In a latest layoff announcement, Google’s parent Alphabet Inc said it is cutting about 12,000 jobs as it faces ‘a different economic reality’.
Google is latest among tech giants to downsize after a pandemic-led hiring spree left them flabby in a weak economy.
These giants have announced job cuts as they prune payrolls that rapidly expanded during the pandemic lockdown.
Recently, Microsoft announced 10,000 job cuts, or nearly 5% of its workforce.
Amazon too had said it is cutting 18,000 jobs, while software maker Salesforce is laying off about 8,000 employees, or 10% of the total.
Facebook parent Meta announced it would shed 11,000 positions, or 13% of its workers.
Elon Musk slashed jobs at Twitter after he acquired the social media company. As per reports, more than half of Twitter’s 7,500 employees have been laid off since last year.
Apple, which hired more prudently through the pandemic, has held off on cuts so far. On Friday, though, website AppleInsider reported citing sources that the iPhone maker had started to layoff non-seasonal employees in its retail channel in places such as Best Buy stores, news agency Reuters reported.
Reportedly, CEOs of a number of companies have taken blame for growing too fast.
The cuts come as Alphabet, long a leader in key areas of artificial intelligence (AI), is facing competition from Microsoft Corp , which is reportedly looking to boost its stake in ChatGPT – a promising chatbot that answers queries with human-like responses.
Google CEO Sundar Pichai said that over the past two years the tech giant saw periods of dramatic growth. “To match and fuel that growth, we hired for a different economic reality than the one we face today,” he said in an email to the employees.
Microsoft Corp said it would eliminate 10,000 jobs and take a $1.2 billion charge to earnings, as its cloud-computing customers reassess their spending and the company braces for potential recession.
In a note to employees, CEO Satya Nadella attempted to address the divergent outlook for different parts of the business.

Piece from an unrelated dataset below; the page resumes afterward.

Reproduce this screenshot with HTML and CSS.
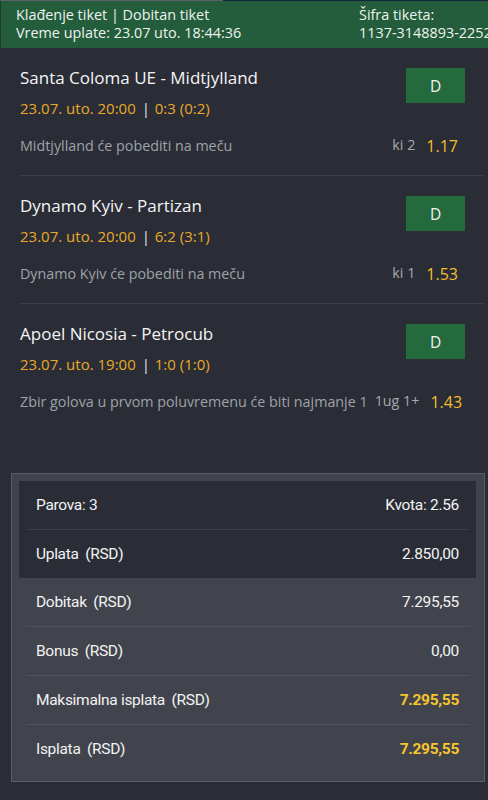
FILE: index.html
```html
<!DOCTYPE html>
<html lang="sr">
<head>
<meta charset="utf-8">
<title>Klađenje tiket</title>
<link rel="stylesheet" href="styles.css">
</head>
<body>
<div class="topline"><div class="topline-left"></div><div class="topline-right"></div></div>
<header class="header">
  <div class="header-left">
    <div>Klađenje tiket | Dobitan tiket</div>
    <div>Vreme uplate: 23.07 uto. 18:44:36</div>
  </div>
  <div class="header-right">
    <div>Šifra tiketa:</div>
    <div>1137-3148893-2252</div>
  </div>
</header>

<main class="matches">
  <section class="match">
    <div class="match-top">
      <div class="match-info">
        <div class="match-title">Santa Coloma UE - Midtjylland</div>
        <div class="match-date">23.07. uto. 20:00 <span class="bar">|</span> 0:3 (0:2)</div>
      </div>
      <div class="btn-d">D</div>
    </div>
    <div class="pick">
      <span class="pick-text">Midtjylland će pobediti na meču</span>
      <span class="pick-code">ki 2</span>
      <span class="pick-odd">1.17</span>
    </div>
  </section>

  <section class="match">
    <div class="match-top">
      <div class="match-info">
        <div class="match-title">Dynamo Kyiv - Partizan</div>
        <div class="match-date">23.07. uto. 20:00 <span class="bar">|</span> 6:2 (3:1)</div>
      </div>
      <div class="btn-d">D</div>
    </div>
    <div class="pick">
      <span class="pick-text">Dynamo Kyiv će pobediti na meču</span>
      <span class="pick-code">ki 1</span>
      <span class="pick-odd">1.53</span>
    </div>
  </section>

  <section class="match match-last">
    <div class="match-top">
      <div class="match-info">
        <div class="match-title">Apoel Nicosia - Petrocub</div>
        <div class="match-date">23.07. uto. 19:00 <span class="bar">|</span> 1:0 (1:0)</div>
      </div>
      <div class="btn-d">D</div>
    </div>
    <div class="pick">
      <span class="pick-text">Zbir golova u prvom poluvremenu će biti najmanje 1</span>
      <span class="pick-code">1ug 1+</span>
      <span class="pick-odd">1.43</span>
    </div>
  </section>
</main>

<section class="summary">
  <div class="summary-dark">
    <div class="row"><span>Parova: 3</span><span>Kvota: 2.56</span></div>
    <div class="sep sep-dark"></div>
    <div class="row"><span>Uplata <span class="unit">(RSD)</span></span><span>2.850,00</span></div>
  </div>
  <div class="row"><span>Dobitak <span class="unit">(RSD)</span></span><span>7.295,55</span></div>
  <div class="sep"></div>
  <div class="row"><span>Bonus <span class="unit">(RSD)</span></span><span>0,00</span></div>
  <div class="sep"></div>
  <div class="row"><span>Maksimalna isplata <span class="unit">(RSD)</span></span><span class="gold">7.295,55</span></div>
  <div class="sep"></div>
  <div class="row"><span>Isplata <span class="unit">(RSD)</span></span><span class="gold">7.295,55</span></div>
</section>
</body>
</html>
```

FILE: styles.css
```css
* { box-sizing: border-box; }

html, body {
  margin: 0;
  padding: 0;
}

body {
  width: 488px;
  height: 800px;
  overflow: hidden;
  background: #2a2d36;
  font-family: "Open Sans", "Lato", sans-serif;
  color: #f2f2f2;
}

.topline {
  display: flex;
  height: 1px;
}
.topline-left { width: 223px; background: #5b5f66; }
.topline-right { flex: 1; background: #15233a; }

.header {
  display: grid;
  grid-template-columns: 343px 1fr;
  height: 47px;
  padding: 5px 0 0 15px;
  background: #245d3c;
  border-left: 1px solid #1f3b2c;
  font-size: 14.4px;
  line-height: 18px;
  color: #eef2ee;
  white-space: nowrap;
  overflow: hidden;
}

.matches {
  display: flex;
  flex-direction: column;
}

.match {
  margin: 0 4px 0 20px;
  padding: 20px 0 19px;
  border-bottom: 1px solid #3a3e47;
}
.match-last { border-bottom: 1px solid transparent; }

.match-top {
  display: flex;
  justify-content: space-between;
  align-items: flex-start;
}

.match-title {
  font-size: 17px;
  line-height: 20px;
  color: #f4f4f4;
}

.match-date {
  margin-top: 10px;
  font-size: 15px;
  line-height: 20px;
  color: #e8a92a;
}
.match-date .bar { color: #e6e6e6; padding: 0 1px 0 2px; }

.btn-d {
  width: 59px;
  height: 35px;
  margin-right: 19px;
  background: #256a3c;
  color: #f2f2f2;
  font-size: 15.5px;
  display: flex;
  align-items: center;
  justify-content: center;
}

.pick {
  display: flex;
  align-items: center;
  margin-top: 18px;
  padding-right: 26px;
  line-height: 20px;
  white-space: nowrap;
}
.pick-text {
  flex: 1;
  font-size: 14.3px;
  color: #9fa2a8;
}
.pick-code {
  font-size: 14.3px;
  color: #a6a9ae;
  margin: 0 11px 0 7px;
  position: relative;
  top: -1px;
}
.pick-odd {
  font-size: 16px;
  color: #f2be2e;
}

.summary {
  margin: 41px 3px 0 11px;
  padding: 7px 8px 8px 7px;
  background: #41444d;
  border: 1px solid #585c64;
  font-family: "Roboto", "Liberation Sans", sans-serif;
  font-size: 15.5px;
  letter-spacing: -0.3px;
  color: #f3f3f3;
}

.summary-dark {
  background: #2a2d36;
}

.row {
  display: flex;
  justify-content: space-between;
  align-items: center;
  height: 48px;
  padding: 0 17px;
}
.unit { margin-left: 3px; }

.sep {
  height: 1px;
  margin: 0 6px 0 7px;
  background: #4f525b;
}
.sep-dark { background: #3b3e47; }

.gold {
  color: #f7c52c;
  font-weight: 700;
}
```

Customers wanted to ‘optimize their digital spend to do more with less’ and ‘exercise caution as some parts of the world are in a recession and other parts are anticipating one,’ he said. ‘At the same time, the next major wave of computing is being born with advances in AI.’
However, Microsoft would keep hiring in ‘strategic areas,’ he said. AI is likely to be one of those areas.
Amazon said that it will be cutting about 18,000 positions. It’s the largest set of layoffs in the Seattle-based company’s history.
“Amazon has weathered uncertain and difficult economies in the past, and we will continue to do so,” CEO Andy Jassy said in a note to employees. “These changes will help us pursue our long-term opportunities with a stronger cost structure.”
He said the layoffs will mostly impact the company’s Amazon Stores division — which a spokesman said encompasses its e-commerce business as well as company’s brick-and-mortar stores such as Amazon Fresh and Amazon Go — and its PXT organizations, which handle human resources and other functions.
The Software major said it is laying off about 8,000 employees, or 10% of its workforce.
The cuts announced are by far the largest in the 23-year history of a San Francisco company.
Marc Benioff, the chief executive at Salesforce, told employees that he blamed himself for the layoffs after continuing to hire aggressively into the pandemic, with millions of Americans working from home and demand for the company’s technology surging.
Meta Platforms CEO Mark Zuckerberg also acknowledged he misread the revenue gains that the owner of Facebook and Instagram was reaping during the pandemic when he announced in November that his company would by laying off 11,000 employees, or 13% of its workforce.
Defending the layoffs, Musk had also tweeted that the service was experiencing a ‘massive drop in revenue’ as advertisers pulled spending.
Moreover, 2022 saw more than 97,000 job cuts in tech were announced, highest for the sector since 2002, when 131,000 cuts were announced, according to outplacement firm Challenger, Gray & Christmas.
2023 has just started and layoffs have continued so far and have fanned fears of a recession even as the US job market remains tight.